Albucasis was also a leading pioneer in the field of plastic surgery, and performed many plastic surgery procedures.  In the eleventh chapter of his treatise on surgery, Albucasis lays down many foundational principles in the field that are still used by plastic surgeons to this very day.  For example, he was the first to use ink before an operation to mark the places where incisions would be made, which is still followed as standard procedure by plastic surgeons today.  He described techniques of reduction mammoplasty for excessively large breasts, as well as operations for treating gynecomastia in men, which are still in use today.  Albucasis had a special interest in eyelid surgery, and had a large assortment of fine surgical tools for treating  just about every kind of eyelid disorder.

The sheer variety of surgical operations described in the last volume of Al-Tasrif is simply amazing.  Among these are tonsillectomies and tracheotomies, using a hook to extract nasal polyps, extracting bladder stones with a metallic syringe and speculum, the extraction of cataracts from the eyes, techniques for removing thyroid cysts, and operations to remove breast tumors.  Above all, volume 30, as the largest treatise in Al-Tasrif, was a comprehensive surgical manual that covered all aspects of surgery: venesection or bloodletting, midwifery and obstetrics, wound treatment and traumatology, arrow extraction, and the setting of bones in both simple and compound fractures.  He even wrote extensively on injuries to the bones and joints, including fractures to the nasal bones or vertebrae.  He also discussed the use of caustics and antiseptics in surgery, as well as the use of suture materials – not only the customary and well-known catgut, but also the use of silk, wool and other substances. 
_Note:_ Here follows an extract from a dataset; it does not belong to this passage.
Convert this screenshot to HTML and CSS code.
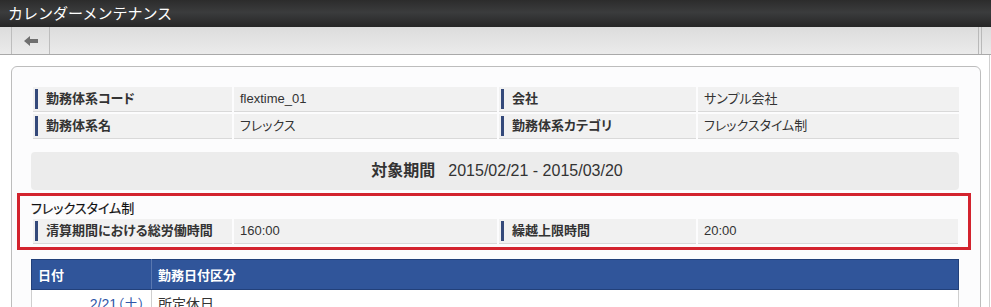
FILE: index.html
```html
<!DOCTYPE html>
<html lang="ja">
<head>
    <meta charset="UTF-8">
    <title>カレンダーメンテナンス</title>
    <link rel="stylesheet" href="styles.css">
</head>
<body>
    <div class="title-bar">カレンダーメンテナンス</div>
    <div class="toolbar">
        <button class="tool-btn" title="戻る">
            <svg width="14" height="10" viewBox="0 0 14 10"><path d="M0 5 L6 0 L6 3 L14 3 L14 7 L6 7 L6 10 Z" fill="#6f6f6f"/></svg>
        </button>
        <span class="tool-end"></span>
    </div>
    <div class="content">
        <div class="panel">
            <div class="info-grid">
                <div class="info-label"><span>勤務体系コード</span></div>
                <div class="info-value">flextime_01</div>
                <div class="info-label"><span>会社</span></div>
                <div class="info-value">サンプル会社</div>
                <div class="info-label"><span>勤務体系名</span></div>
                <div class="info-value">フレックス</div>
                <div class="info-label"><span>勤務体系カテゴリ</span></div>
                <div class="info-value">フレックスタイム制</div>
            </div>

            <div class="period">
                <span class="period-label">対象期間</span>
                <span>2015/02/21 - 2015/03/20</span>
            </div>

            <section class="flex-section">
                <h2>フレックスタイム制</h2>
                <div class="info-grid">
                    <div class="info-label"><span>清算期間における総労働時間</span></div>
                    <div class="info-value">160:00</div>
                    <div class="info-label"><span>繰越上限時間</span></div>
                    <div class="info-value">20:00</div>
                </div>
            </section>

            <table class="calendar">
                <thead>
                    <tr>
                        <th class="col-date">日付</th>
                        <th>勤務日付区分</th>
                    </tr>
                </thead>
                <tbody>
                    <tr>
                        <td class="col-date date-link">2/21（土）</td>
                        <td>所定休日</td>
                    </tr>
                </tbody>
            </table>
        </div>
    </div>
</body>
</html>
```

FILE: styles.css
```css
* { margin: 0; padding: 0; box-sizing: border-box; }
body {
    font-family: "Liberation Sans", "Noto Sans CJK JP", sans-serif;
    font-size: 13px;
    color: #333;
    background: #fff;
    font-feature-settings: "palt";
    overflow: hidden;
}
.title-bar {
    height: 27px;
    line-height: 27px;
    padding-left: 8px;
    color: #fff;
    font-size: 15px;
    font-feature-settings: normal;
    background: linear-gradient(#2c2c2c, #3b3c3d 45%, #262626);
}
.toolbar {
    display: flex;
    height: 28px;
    padding-right: 9px;
    background: linear-gradient(#dcdcdc, #ebebeb);
    border-bottom: 1px solid #a9a9a9;
}
.tool-btn {
    display: flex;
    align-items: center;
    justify-content: center;
    width: 39px;
    margin-left: 11px;
    background: transparent;
    border: none;
    border-left: 1px solid #bdbdbd;
    border-right: 1px solid #bdbdbd;
    cursor: pointer;
}
.tool-end {
    margin-left: auto;
    width: 4px;
    border-left: 1px solid #b9b9b9;
    border-right: 1px solid #b9b9b9;
}
.content {
    width: 990px;
    height: 260px;
    padding: 11px 8px 0 11px;
    border-right: 1px solid #d0d0d0;
}
.panel {
    height: 300px;
    padding: 20px 21px 0 19px;
    background: #fcfcfd;
    border: 1px solid #bdbdbd;
    border-radius: 6px 6px 0 0;
}
.info-grid {
    display: grid;
    grid-template-columns: 199px 263px 197px 1fr;
    column-gap: 2px;
    row-gap: 2px;
    margin-left: 2px;
}
.info-label, .info-value {
    height: 25px;
    background: #f1f1f1;
    border-bottom: 1px solid #d9d9d9;
}
.info-label {
    padding: 2px 0 2px 2px;
    font-weight: bold;
}
.info-label span {
    display: block;
    height: 20px;
    line-height: 20px;
    padding-left: 8px;
    border-left: 3px solid #34497a;
}
.info-value {
    padding-left: 6px;
    line-height: 24px;
}
.period {
    display: flex;
    justify-content: center;
    gap: 13px;
    margin-top: 13px;
    height: 38px;
    line-height: 38px;
    padding-left: 4px;
    font-size: 16px;
    background: #ececec;
    border-radius: 4px;
}
.period-label {
    font-weight: bold;
}
.flex-section {
    margin: 3px -12px 0 -14px;
    padding: 5px 9px 3px 11px;
    border: 3px solid #d3232e;
}
.flex-section h2 {
    font-size: 13px;
    font-weight: normal;
    color: #111;
    line-height: 16px;
    margin-bottom: 2px;
    -webkit-text-stroke: 0.2px #111;
}
.flex-section .info-grid {
    grid-template-columns: 199px 263px 197px 260px;
}
.calendar {
    width: 100%;
    margin-top: 9px;
    border-collapse: collapse;
}
.calendar th {
    height: 30px;
    padding-left: 6px;
    text-align: left;
    color: #fff;
    background: #30559a;
    border: 1px solid #22407a;
    border-right-color: #5a78b0;
}
.calendar th:last-child {
    border-right-color: #22407a;
}
.calendar td {
    height: 26px;
    padding: 0 6px;
    background: #fff;
    border: 1px solid #cfcfcf;
    vertical-align: top;
    padding-top: 3px;
    font-size: 14px;
}
.calendar .col-date {
    width: 120px;
}
.calendar td.col-date {
    text-align: right;
}
.date-link {
    color: #2f56a8;
}
```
In the field of pharmacology, Albucasis pioneered the preparation of drugs by sublimation and distillation.  In his Liber Servitoris, (Book 28 of Al-Tasrif), Albucasis provides the reader with many recipes for medicines that were in use in his day, and discusses the initial preparation of single herbs, or herbal simples, for use in the complex polypharmacy preparations of his day.  In his surgical operations, Albucasis employed anesthesia, in the form of volatile aromatic preparations of narcotic and soporific drugs, which were held over the face of patients at the commencement of surgery to “put them under”.

In Greco-Roman antiquity, the great master of surgery was Galen.  But most experts on surgery agree that Galen’s skill and accomplishments in the field were greatly surpassed by those of Albucasis.  So great were Albucasis’ achievements as a surgeon that the French surgeon Guy de Chauliac, writing in his treatise, Great Surgery , which was completed in 1363, quotes Albucasis’ Al-Tasrif over two hundred times.  The great master of surgery in medieval Islamic Medicine was, without a doubt, Albucasis.